Le Suisse, amateur de grands crus classés
Ce prix (élevé) est aussi le reflet du marché. Ce sont de nombreux importateurs, souvent de taille modeste, avec une grande présence romande, qui ont présenté leurs vins. Le millésime 2005 joue un rôle prépondérant sur la hausse des prix : en raison du millésime, jugé qualitativement exceptionnel, le prix a augmenté de 50%, voire doublé, par rapport à 2004, une année classique, parfaite, aujourd’hui pour la restauration, puisqu’on y trouve d’excellents rapports qualité-prix.
De plus, le Suisse est amateur de grands crus : si l’on divise le montant des exportations (220 millions de francs suisses) par le volume de vins (8 millions de litres), on arrive à un prix moyen de la bouteille de 20 francs, ce qui est énorme… Et si la part des vins de prestige n’est que de 5% dans le Bordelais, sur le marché suisse, elle est sans doute multipliée par cinq, au bas mot.
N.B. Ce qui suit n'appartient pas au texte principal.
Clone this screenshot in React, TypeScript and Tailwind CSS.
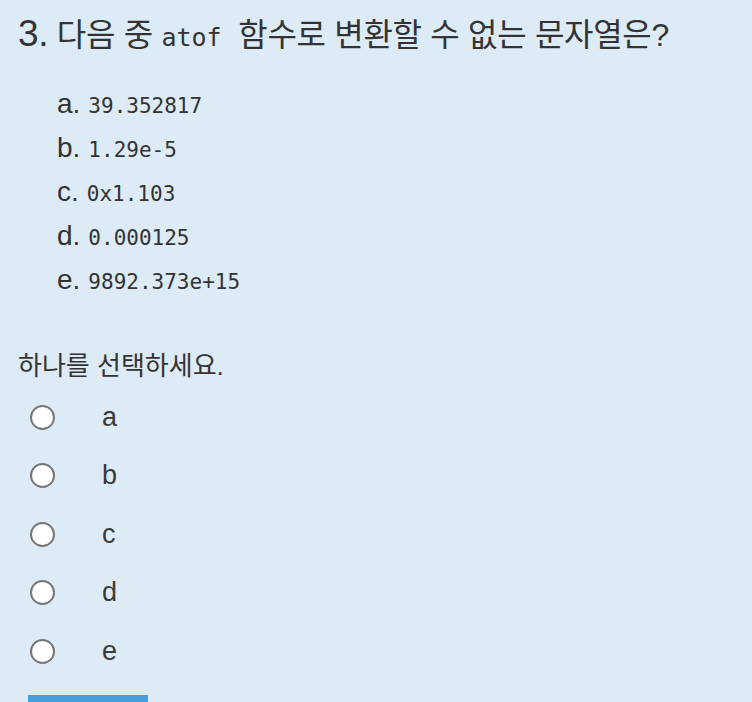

Par effet d’entraînement, l’entrée de gamme suit : seuls deux vins, un blanc et un rosé de supermarché, sont affichés juste sous la barre des 10 francs, parmi les «100 bordeaux abordables».
Des vins toujours plus souples
Et pourtant, Bordeaux change… Selon Alain Vironneau, président du CIVB jusqu’en 2010, «nos vins n’ont jamais été aussi bons». Un «plan bordeaux» a abaissé les rendements et renforcé la qualité. De nombreux domaines ont lourdement investi. Le climat s’est modifié : «On est passé de 1100 mm de pluie à 830 mm», explique M. Vironneau, propriétaire de deux châteaux (pour 36 ha de vigne). L’encépagement s’est modifié : dans la sélection suisse, 49 vins rouges sur 85 sont à majorité à base de merlot (60% et plus). «Notre goût change tous les sept ou huit ans, témoigne M. Vironneau. Aujourd’hui, on préfère les arômes soyeux du merlot bien mûr. C’est la victoire de la génération Mac Do et Coca !» Pour corriger le tir et mettre à profit les effets attendus du réchauffement climatique, les Bordelais vont replanter du petit verdot, du malbec et de la carmenère, cépages bordelais d’origine, qui réussissent si bien en Californie, en Argentine et au Chili. Et Alain Vironneau ne craint pas de dire qu’il affectionne les grandes syrahs des côtes-du-rhône, tel le Cornas.
*Liste des «100 bordeaux abordables» sur www.bordeaux.com

Eclairage
Des Romands très courtisés

Il y a longtemps qu’on n’avait pas vu cela. Le Bordelais est arrivé en force, ces jours, sur l’arc lémanique. La «faute» à une semaine folle à l’Hôtel Beau-Rivage, de Genève. Ce lundi, un salon d’une cinquantaine de domaines français désireux d’exporter en Suisse (mais un seul bordelais parmi eux) s’y tenait. Hier, mercredi, les châteaux de Pessac-Léognan faisaient le déplacement, avec leur leader, le Château Haut-Brion, seul premier cru classé de cette région en 1855. Les mêmes se retrouvent, ce soir jeudi, au casino de Montreux. Aujourd’hui, ce sont les Saint-Emilion Grand Crus, dont le nouveau classement a été suspendu par décision judiciaire, qui se laissent déguster au Beau-Rivage. Et les samedis 6 et 13 décembre, le cinq étoiles genevois organise, avec son chef sommelier Jean-Christophe Ollivier et son ami Olivier Poussier, ancien champion du monde, une dégustation verticale des premiers crus bordelais du millésime d’anthologie 1947 (à 5'630 fr. la soirée, par personne, dîner et hôtel compris). Enfin, les meilleurs producteurs du Beaujolais viennent d’annoncer que pour leur seule dégustation de prestige en Europe, en avril prochain (du 22 au 27), ils seront à Arvinis, à Morges. En temps de crise, la Suisse reste une valeur refuge.

Paru dans Hôtel Revue du 6 novembre 2008.